Overriding belongs_to accessor

This is a question which may easily turn out to be simply a misunderstanding on my part of the way rails is intended to work.

I have an articles model, which belongs to a user model, however I am trying to make it so that if a user is deleted their name will still show up as the author of the article. To this end, I have created an author column in the database which I automatically set to the users first and last name when user_id is assigned by using this code:

  def user_id=id     if id.to_i > 0       write_attribute(:user_id, id)       user = User.find(id)       write_attribute(:author, "#{user.first} #{user.last}")     else # if the user id is 0, set it to null in the database because the author is no longer a user       write_attribute(:user_id, nil)     end   end

This works fine when simply generating the article from a form and setting @article.user_id = params[:article][:user_id]. However, when I attempt to set the user directly to an object using @article.user = @user, the author's name is not generated because user= does not call user_id=.

My question then is, first, am I going about this entirely in the wrong way? Should I be generating the article's author name in the controller, rather than the model?

And if I am doing this in the correct manner (which I doubt), is there a way to override the user= accessor to generate the author's name? I've looked through the activerecord source for about 20 minutes now and I am utterly clueless as to where this accessor is actually generated.

Thanks for the help, Connor

Hi --

This is a question which may easily turn out to be simply a misunderstanding on my part of the way rails is intended to work.

I have an articles model, which belongs to a user model, however I am trying to make it so that if a user is deleted their name will still show up as the author of the article. To this end, I have created an author column in the database which I automatically set to the users first and last name when user_id is assigned by using this code:

def user_id=id    if id.to_i > 0      write_attribute(:user_id, id)      user = User.find(id)      write_attribute(:author, "#{user.first} #{user.last}")    else # if the user id is 0, set it to null in the database because the author is no longer a user      write_attribute(:user_id, nil)    end end

This works fine when simply generating the article from a form and setting @article.user_id = params[:article][:user_id]. However, when I attempt to set the user directly to an object using @article.user = @user, the author's name is not generated because user= does not call user_id=.

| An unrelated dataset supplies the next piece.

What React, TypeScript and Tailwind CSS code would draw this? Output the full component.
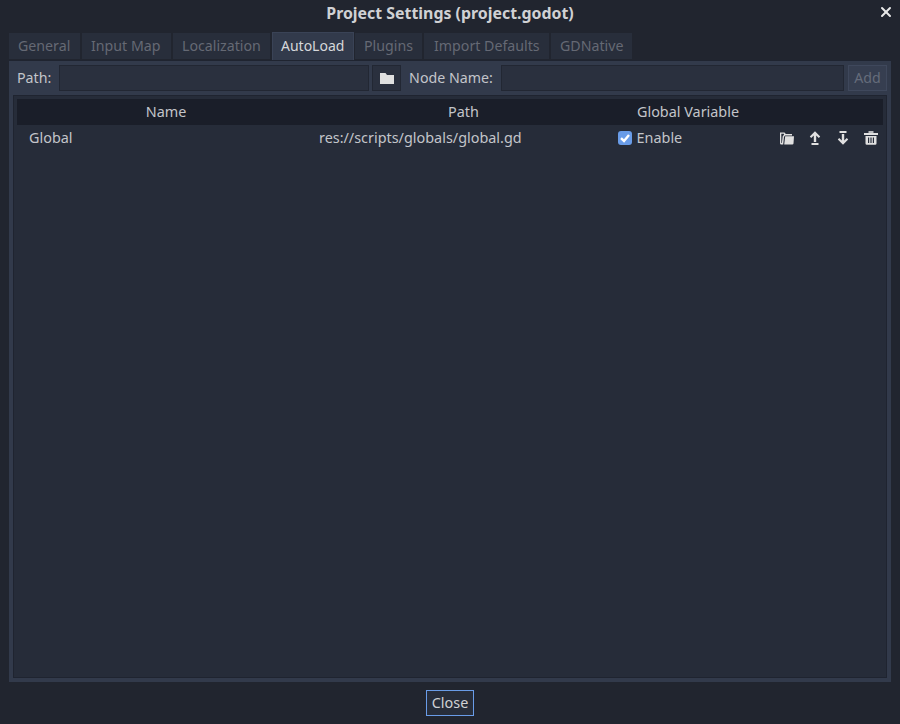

My question then is, first, am I going about this entirely in the wrong way? Should I be generating the article's author name in the controller, rather than the model?

And if I am doing this in the correct manner (which I doubt), is there a way to override the user= accessor to generate the author's name? I've looked through the activerecord source for about 20 minutes now and I am utterly clueless as to where this accessor is actually generated.

If you want to override user= you would do it in the model:

   def user=(user)

But it's very unlikely you'd have to do that. The first thing that comes to mind for what you're trying to do would be using one of the available callbacks -- for example:

   class Article < AR::B      validates_presence_of :user      before_save do |article|        article.author = user.whole_name # or whatever      end      ...    end

And there are no doubt other routes to the same thing -- the main point being that you can almost certainly avoid having to write a lot of custom setters for this.